The legislation’s prime sponsor, Representative Rhonda Milstead, said training runs about $1,000 per person. She is married to Minnehaha County Sheriff Mike Milstead.

Rep. Milstead and others who testified March 3 to the Senate Committee on Appropriations said people who receive training can in turn train others in their communities on how to provide peer support and work through critical-incident stress.

Lawmakers appropriated $50,000 to cover two sets of classes and administrative expenses this year. They also invested $200,000 at the South Dakota Community Foundation so that more first responders can be trained from the interest earned.

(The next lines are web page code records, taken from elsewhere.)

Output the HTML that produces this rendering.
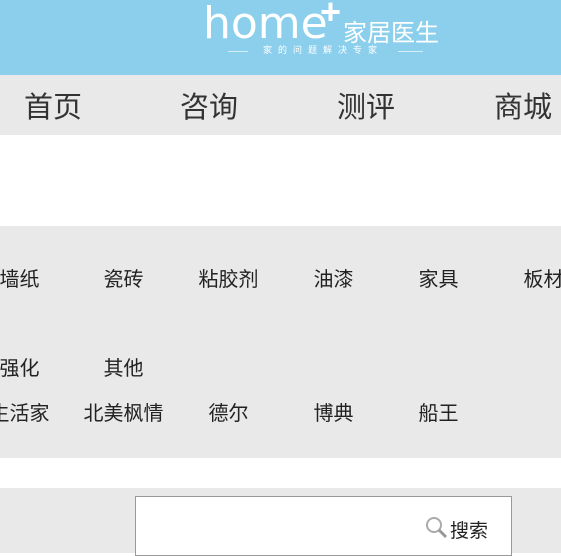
<!DOCTYPE html>
<html><head><meta charset="utf-8"><style>
*{margin:0;padding:0}
body{width:561px;height:553px;overflow:hidden;background:#fff;font-family:"Liberation Sans","Noto Sans CJK SC",sans-serif;position:relative}
.hd{position:absolute;left:0;top:0;width:561px;height:75px;background:#8ccfec}
.nav{position:absolute;top:75px;left:0;width:561px;height:60px;background:#e8e9e8}
.nav span{position:absolute;top:15px;font-size:29px;color:#333;line-height:36px}
.cat{position:absolute;top:226px;left:0;width:561px;height:232px;background:#e8e9e8}
.c{position:absolute;width:105px;text-align:center;font-size:20px;color:#222;line-height:24px}
.sb{position:absolute;top:488px;left:0;width:561px;height:65px;background:#e8e9e8}
.box{position:absolute;left:135px;top:496px;width:377px;height:60px;background:#fff;border:1px solid #999;box-sizing:border-box}
</style></head><body>
<div class="hd">
<div style="position:absolute;left:203px;top:-2px;color:#fff;font-size:44px;font-family:'DejaVu Sans',sans-serif">home</div>
<div style="position:absolute;left:320px;top:-9px;color:#fff;font-size:36px;font-weight:bold">+</div>
<div style="position:absolute;left:343px;top:13px;color:#fff;font-size:24px">家居医生</div>
<div style="position:absolute;left:228px;top:51px;width:195px;height:1px;background:#d5eef9"></div>
<div style="position:absolute;left:248px;top:45px;width:150px;height:11px;background:#8ccfec;color:#fff;font-size:9px;letter-spacing:6px;text-align:center;line-height:11px">家的问题解决专家</div>
</div>
<div class="nav"><span style="left:24px">首页</span><span style="left:180px">咨询</span><span style="left:337px">测评</span><span style="left:494px">商城</span></div>
<div class="cat">
<div class="c" style="left:-33px;top:42px">墙纸</div>
<div class="c" style="left:71px;top:42px">瓷砖</div>
<div class="c" style="left:176px;top:42px">粘胶剂</div>
<div class="c" style="left:281px;top:42px">油漆</div>
<div class="c" style="left:386px;top:42px">家具</div>
<div class="c" style="left:491px;top:42px">板材</div>
<div class="c" style="left:-33px;top:131px">强化</div>
<div class="c" style="left:71px;top:131px">其他</div>
<div class="c" style="left:-33px;top:176px">生活家</div>
<div class="c" style="left:71px;top:176px">北美枫情</div>
<div class="c" style="left:176px;top:176px">德尔</div>
<div class="c" style="left:281px;top:176px">博典</div>
<div class="c" style="left:386px;top:176px">船王</div>
</div>
<div class="sb"></div>
<div class="box">
<svg style="position:absolute;left:289px;top:19px" width="24" height="24" viewBox="0 0 24 24"><circle cx="9" cy="9" r="7" fill="none" stroke="#aaa" stroke-width="2"/><line x1="14" y1="14" x2="21" y2="21" stroke="#999" stroke-width="3"/></svg>
<div style="position:absolute;left:314px;top:19px;font-size:19px;color:#222">搜索</div>
</div>
</body></html>
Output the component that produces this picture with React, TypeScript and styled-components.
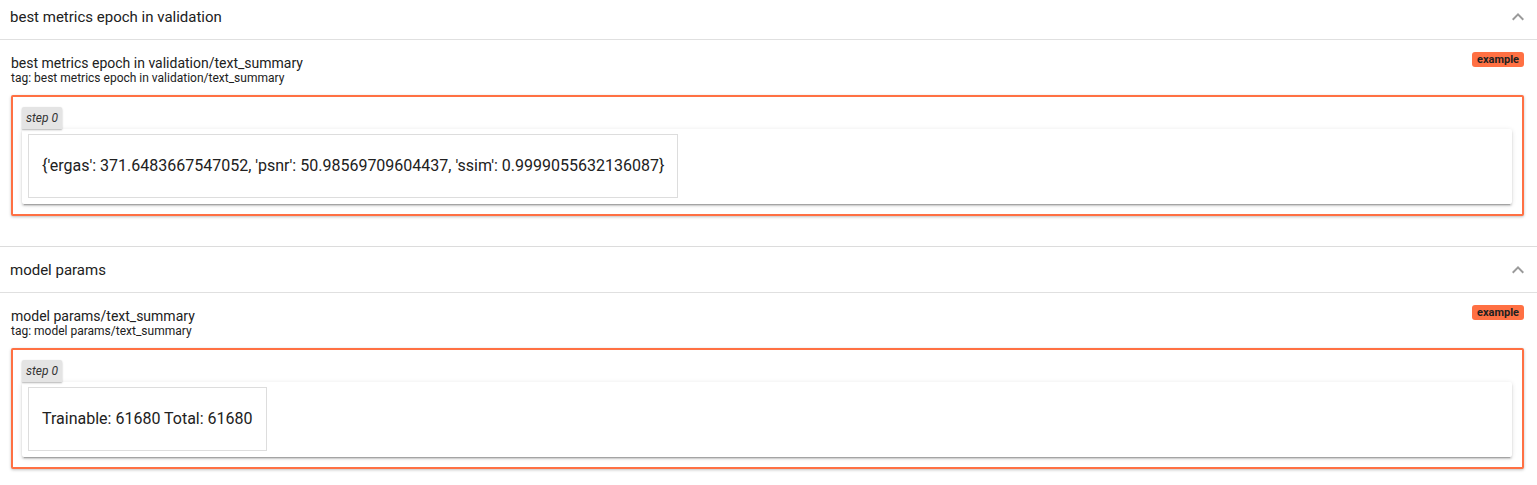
import React from "react";
import styled, { createGlobalStyle } from "styled-components";

const GlobalStyle = createGlobalStyle`
  html, body {
    margin: 0;
    padding: 0;
    background: #ffffff;
    font-family: Roboto, "Noto Sans", "Liberation Sans", sans-serif;
    color: #212121;
    overflow: hidden;
  }
  * { box-sizing: border-box; }
`;

const RUN_COLOR = "#ff7043";

const Page = styled.div`
  display: flex;
  flex-direction: column;
  margin-top: -6px;
  width: 100%;
`;

const Section = styled.section`
  display: flex;
  flex-direction: column;
  border-bottom: 1px solid #dcdcdc;
`;

const SectionHeader = styled.div`
  display: flex;
  align-items: center;
  justify-content: space-between;
  height: 46px;
  padding: 0 7px 0 10px;
  border-bottom: 1px solid #e0e0e0;
`;

const HeaderTitle = styled.span`
  font-size: 15px;
  line-height: 20px;
  color: #212121;
`;

const Chevron = styled.svg`
  width: 24px;
  height: 24px;
  fill: #9a9a9a;
  display: block;
`;

const SectionBody = styled.div`
  display: flex;
  flex-direction: column;
  padding: 12px 13px 30px 11px;
`;

const CardHeader = styled.div`
  display: flex;
  align-items: flex-start;
  justify-content: space-between;
  margin-bottom: 10px;
`;

const TitleBlock = styled.div`
  display: flex;
  flex-direction: column;
  padding-top: 3px;
`;

const CardTitle = styled.div`
  font-size: 14px;
  line-height: 16px;
  color: #212121;
`;

const CardTag = styled.div`
  font-size: 12px;
  line-height: 14px;
  color: #212121;
`;

const RunBadge = styled.span<{ $color: string }>`
  display: inline-block;
  background: ${(p) => p.$color};
  color: #212121;
  font-size: 11px;
  font-weight: 700;
  line-height: 15px;
  height: 15px;
  padding: 0 5px;
  border-radius: 3px;
`;

const RunFrame = styled.div<{ $color: string }>`
  display: flex;
  flex-direction: column;
  align-items: flex-start;
  border: 2px solid ${(p) => p.$color};
  border-radius: 2px;
  padding: 10px 10px 10px 9px;
  box-shadow: 0 1px 3px rgba(0, 0, 0, 0.25);
  background: #ffffff;
`;

const StepChip = styled.div`
  font-size: 12px;
  font-style: italic;
  line-height: 22px;
  height: 22px;
  padding: 0 4px;
  color: #333333;
  background: #e4e4e4;
  border-radius: 2px 2px 0 0;
  box-shadow: 0 1px 2px rgba(0, 0, 0, 0.3);
  position: relative;
  z-index: 1;
`;

const StepCard = styled.div`
  align-self: stretch;
  background: #ffffff;
  border-radius: 2px;
  padding: 5px 6px 6px 6px;
  box-shadow: 0 2px 2px 0 rgba(0, 0, 0, 0.14), 0 1px 5px 0 rgba(0, 0, 0, 0.12),
    0 3px 1px -2px rgba(0, 0, 0, 0.2);
`;

const ContentTable = styled.table`
  border-collapse: collapse;
`;

const ContentCell = styled.td`
  border: 1px solid #dddddd;
  padding: 21px 13px;
  font-size: 16px;
  line-height: 20px;
  color: #212121;
  white-space: nowrap;
`;

type Entry = { group: string; tag: string; text: string };

const entries: Entry[] = [
  {
    group: "best metrics epoch in validation",
    tag: "best metrics epoch in validation/text_summary",
    text: "{'ergas': 371.6483667547052, 'psnr': 50.98569709604437, 'ssim': 0.9999055632136087}",
  },
  {
    group: "model params",
    tag: "model params/text_summary",
    text: "Trainable: 61680 Total: 61680",
  },
];

export default function App() {
  return (
    <>
      <GlobalStyle />
      <Page>
        {entries.map((e) => (
          <Section key={e.group}>
            <SectionHeader>
              <HeaderTitle>{e.group}</HeaderTitle>
              <Chevron viewBox="0 0 24 24" aria-hidden="true">
                <path d="M12 8l-6 6 1.41 1.41L12 10.83l4.59 4.58L18 14z" />
              </Chevron>
            </SectionHeader>
            <SectionBody>
              <CardHeader>
                <TitleBlock>
                  <CardTitle>{e.tag}</CardTitle>
                  <CardTag>tag: {e.tag}</CardTag>
                </TitleBlock>
                <RunBadge $color={RUN_COLOR}>example</RunBadge>
              </CardHeader>
              <RunFrame $color={RUN_COLOR}>
                <StepChip>step 0</StepChip>
                <StepCard>
                  <ContentTable>
                    <tbody>
                      <tr>
                        <ContentCell>{e.text}</ContentCell>
                      </tr>
                    </tbody>
                  </ContentTable>
                </StepCard>
              </RunFrame>
            </SectionBody>
          </Section>
        ))}
      </Page>
    </>
  );
}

The legislation originally called for the program to be administered through the state Department of Public Safety. That was changed to the attorney general’s office.

Milstead praised Attorney General Jason Ravnsborg and members of his staff Wednesday. “You stepped up to the plate and said you would do it,” she said, noting that first responders are “eagerly” waiting. “And just get ready to get bombarded with applications.”

Replied Ravnsborg, “We’re happy to help.”

One of the proposed rules says, “All applications for a Heroes Wellness Grant shall be submitted electronically though the Attorney General’s website between January 1 and March 1 of each calendar year.”

No one at the Capitol spoke against the legislation during committee hearings. The Senate approved the final version 34-0 and the House of Representatives backed it 64-0.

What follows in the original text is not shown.